Yes, but maybe not. Obviously landlords want to achieve this, but rents are about the peak of what people can actually pay and I think it’s more likely that prices will fall until rental yields are more reasonable.

In fact, I’ve spent the last 2 weeks looking for a rental property and nearly everything I was shown was a “lease break” ie. the renter wasn’t willing to pay the old rent anymore and was leaving at the risk of having to bear the difference between the new lease (if one can be found) and what they were paying.

In addition nearly every landlord was willing to accept a lower rent (subject to the lease breaker’s approval).

I’m now negotiating a reduction in rent 5 days after signing the original agreement because of a misunderstanding about the facilities available and the landlord seems more keen to keep me than let me run away.

This is an inner-city property BTW so maybe my experience is not typical.

derrida derider
derrida derider
12 years ago

A mixture of sense and nonsense there, Paul. I’ll pick up on two points:

This recession will lead to a whole glut of new entrants into the unemployment pool. Under the current system, they have strong incentives never to return to work but, rather, to become a lone carer or be absorbed into the disability pension pool. At present, there is no real barrier to doing this
Gee, only the barrier of poverty. No-one in their right mind tries to live on these if they have a better option – you’ve picked the two groups in the community who consistently fare worst in meaasures of hardship, deprivation and unhappiness. For example, see this report.

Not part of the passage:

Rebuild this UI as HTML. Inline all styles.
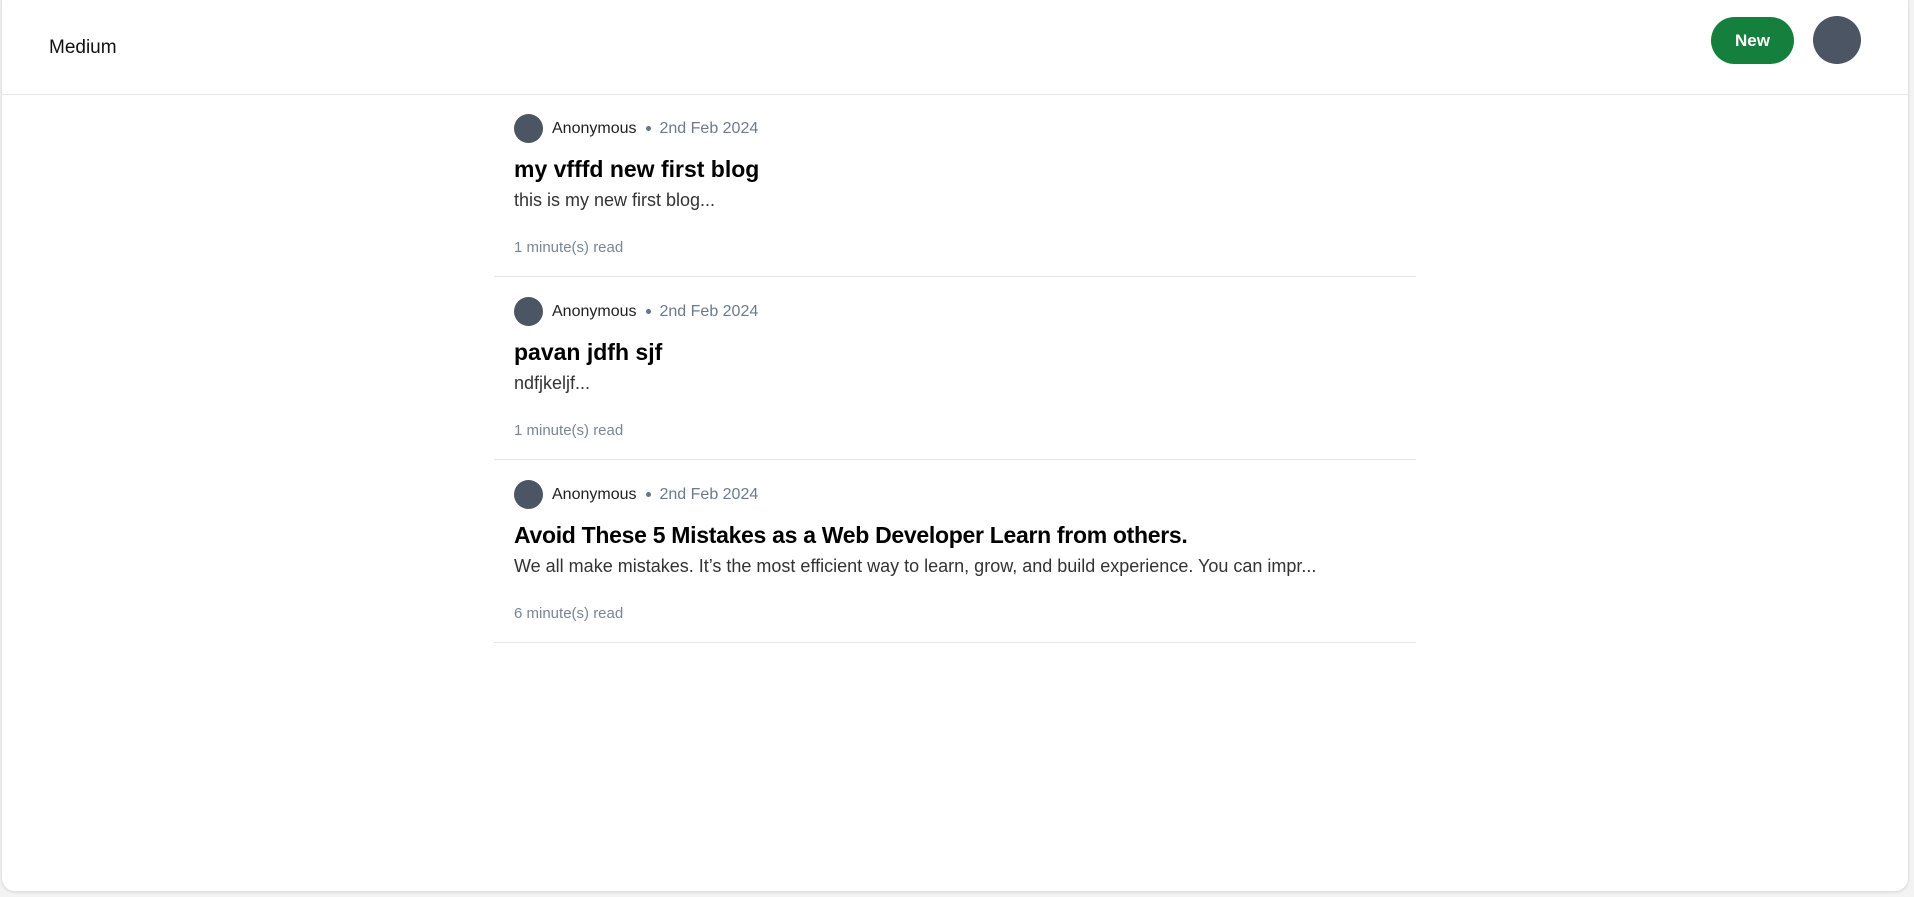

The push to increase the ratio of staff to children in childcare centres is evidence based – the sort of evidence you’re supposed to gather in your day job. Gains in adult female participation from skimping on childcare get swamped by the long run effects on the child of such skimping. Have a read of this recent OECD report. That said, I do wish proponents such as McKew were a little more alive to the tradeoffs.

Nicholas Gruen
Admin
Nicholas Gruen(@nicholas-gruen)
12 years ago

Thx for the post Paul. Some reactions.

1. “Renters for years have enjoyed extraordinarily low prices due to the expectation amongst the owners of their house that the value would keep rising (making them willing to charge less than the full price)” Well it all depends on supply and demand of course, not ‘willingness to charge’. In the long run you might argue that the high prices and favours we do owners and investors mean that there’s excess entry – and it’s that which drives down rents. However we’ve not had excess entry of new houses (which is what would principally drive down rents) and rents had begun rising long before the price boom in houses stopped. It’s also remarkable how little the house price boom lifted home building and we’re now short – which is now driving rents sharply up.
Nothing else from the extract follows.